3. The Definition of "Derivative Work"
This case remains one of the most prominent vehicles for defining what constitutes a "derivative work" in the age of generative models. The studios argue that the output of an AI model, when based on their characters, is a direct violation of their rights. Midjourney argues that the model is merely a tool, and that the responsibility for the output lies with the user. By demanding data on the studios’ own prompts, Midjourney is attempting to demonstrate that even professional, studio-level users can generate similar results, thereby suggesting that the "infringement" is a function of user behavior rather than an inherent, malicious design of the software.
Conclusion: A High-Stakes Stalemate
As the case continues, the tension between the protection of creative legacy and the advancement of generative technology remains palpable. The studios are fighting to maintain the exclusivity of their creative assets, while Midjourney is fighting for the legal recognition of its model-training practices as a standard, transformative process.
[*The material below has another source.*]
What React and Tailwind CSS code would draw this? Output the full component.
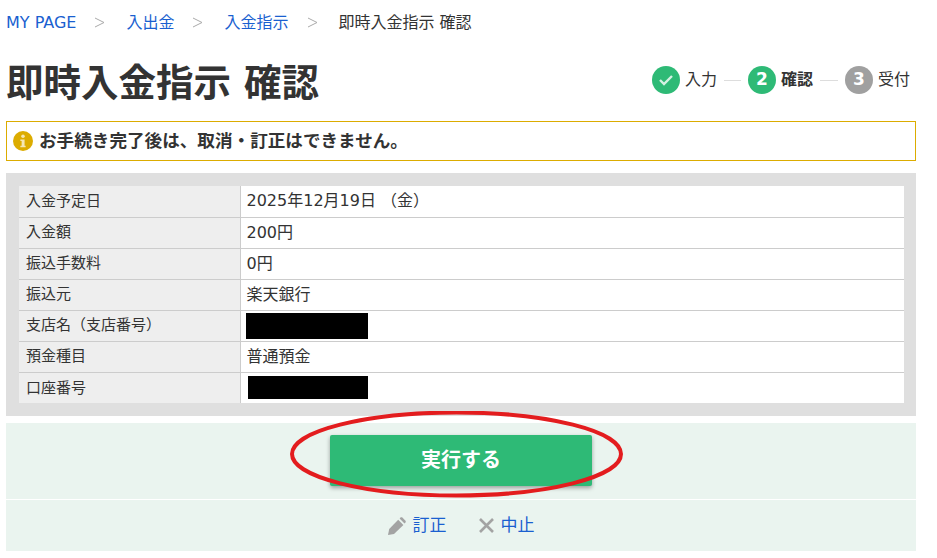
const FONT = '[font-family:"DejaVu_Sans","Noto_Sans_CJK_JP",sans-serif]';

const rows = [
    ['入金予定日', '2025年12月19日 （金）'],
    ['入金額', '200円'],
    ['振込手数料', '0円'],
    ['振込元', '楽天銀行'],
    ['支店名（支店番号）', null, 'w-[122px] h-[26px] -ml-px'],
    ['預金種目', '普通預金'],
    ['口座番号', null, 'w-[120px] h-[23px] ml-px'],
];

export default function App() {
    return (
        <div className={`${FONT} w-[937px] h-[558px] bg-white text-[#333] overflow-hidden`}>
            <div className="w-[910px] ml-[6px]">
                <nav className="flex items-center h-[45px] text-[16px] leading-[45px]">
                    <a className="text-[#1a5fd0]">MY PAGE</a>
                    <Chevron />
                    <a className="text-[#1a5fd0]">入出金</a>
                    <Chevron />
                    <a className="text-[#1a5fd0]">入金指示</a>
                    <Chevron />
                    <span>即時入金指示 確認</span>
                </nav>

                <div className="flex items-center justify-between h-[76px]">
                    <h1 className="text-[37.5px] leading-[76px] font-bold whitespace-nowrap">即時入金指示 確認</h1>
                    <Steps />
                </div>

                <div className="flex items-center h-[40px] border border-[#dcac00] pl-[6px] gap-[6px]">
                    <InfoIcon />
                    <span className="text-[17.6px] font-bold whitespace-nowrap">お手続き完了後は、取消・訂正はできません。</span>
                </div>

                <div className="mt-[12px] bg-[#dfdfdf] p-[13px] pr-[12px]">
                    <table className="w-full border-collapse bg-white">
                        <tbody>
                            {rows.map(([label, value, mask], i) => (
                                <tr key={label} className={`h-[31px] ${i < rows.length - 1 ? 'border-b border-[#cccccc]' : ''}`}>
                                    <th className="w-[221px] bg-[#eeeeee] border-r border-[#cccccc] pl-[7px] text-[15px] font-normal text-left whitespace-nowrap">{label}</th>
                                    <td className="pl-[6px] text-[16px]">
                                        {value ?? <div className={`bg-black ${mask}`} />}
                                    </td>
                                </tr>
                            ))}
                        </tbody>
                    </table>
                </div>

                <div className="relative mt-[7px] bg-[#eaf4ef]">
                    <div className="flex justify-center h-[76px] pt-[12px]">
                        <button type="button" className="w-[262px] h-[51px] pb-[2px] bg-[#2eba76] rounded-[2px] text-white text-[20px] font-bold shadow-[0_2px_4px_rgba(0,0,0,0.35)]">
                            実行する
                        </button>
                    </div>
                    <div className="flex justify-center items-center gap-[31px] h-[52px] border-t border-white text-[17px] text-[#1a5fd0]">
                        <a className="flex items-center gap-[7px]"><PencilIcon />訂正</a>
                        <a className="flex items-center gap-[6px]"><CloseIcon />中止</a>
                    </div>
                    <svg className="absolute left-[284px] top-[-12px] pointer-events-none" width="333" height="87" viewBox="0 0 333 87" fill="none">
                        <ellipse cx="166.5" cy="43" rx="164.5" ry="41.5" stroke="#e31c1e" strokeWidth="4" />
                    </svg>
                </div>
            </div>
        </div>
    );
}

function Chevron() {
    return (
        <svg className="ml-[18px] mr-[21px]" width="11" height="11" viewBox="0 0 11 11" fill="none" stroke="#aaaaaa" strokeWidth="1">
            <path d="M1 1l9 4.5L1 10" />
        </svg>
    );
}

function Steps() {
    return (
        <div className="flex items-center text-[16px] mr-[6px] mb-[6px]">
            <Circle bg="bg-[#2eba76]">
                <svg width="16" height="12" viewBox="0 0 16 12" fill="none" stroke="#d5f1e3" strokeWidth="2.4"><path d="M2 6l4 4 8-8" /></svg>
            </Circle>
            <span className="ml-[5px]">入力</span>
            <Line />
            <Circle bg="bg-[#2eba76]"><span className="text-white text-[17px] font-bold">2</span></Circle>
            <span className="ml-[5px] font-bold">確認</span>
            <div className="w-[18px] h-px bg-[#dddddd] mx-[7px]" />
            <Circle bg="bg-[#a0a0a0]"><span className="text-white text-[17px] font-bold">3</span></Circle>
            <span className="ml-[5px]">受付</span>
        </div>
    );
}

function Circle({ bg, children }) {
    return <div className={`flex items-center justify-center w-[28px] h-[28px] rounded-full ${bg}`}>{children}</div>;
}

function Line() {
    return <div className="w-[17px] h-px bg-[#dddddd] mx-[7px]" />;
}

function InfoIcon() {
    return (
        <svg width="20" height="20" viewBox="0 0 19 19">
            <circle cx="9.5" cy="9.5" r="9.5" fill="#dcac00" />
            <circle cx="9.5" cy="5" r="1.7" fill="#f5e7b5" />
            <path d="M7 8h4v6h1v1.5H7V14h1.2V9.5H7z" fill="#f5e7b5" />
        </svg>
    );
}

function PencilIcon() {
    return (
        <svg width="18" height="18" viewBox="0 0 18 18" fill="#a3a3a3">
            <path d="M0 18L1.2 12 10.2 2.8 15.4 8 6 17z" />
            <path d="M11.6 1.4L12.6.5c.5-.4 1.2-.4 1.7 0l3.2 3.2c.4.5.4 1.2 0 1.7l-1 1z" />
        </svg>
    );
}

function CloseIcon() {
    return (
        <svg width="17" height="17" viewBox="0 0 17 17" fill="none" stroke="#a3a3a3" strokeWidth="2.6">
            <path d="M2 2l13 13M15 2L2 15" />
        </svg>
    );
}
Whether this discovery motion is granted or denied, the path forward is likely to be long and contentious. Both parties are digging in, clearly aware that the outcome of this litigation will establish the "rules of the road" for the next decade of AI development. For now, the public waits to see if the internal "AI labs" of Hollywood’s biggest players will be opened to the light of the courtroom, or if the court will uphold the current boundaries of discovery, keeping the focus squarely on the characters that have defined generations of entertainment.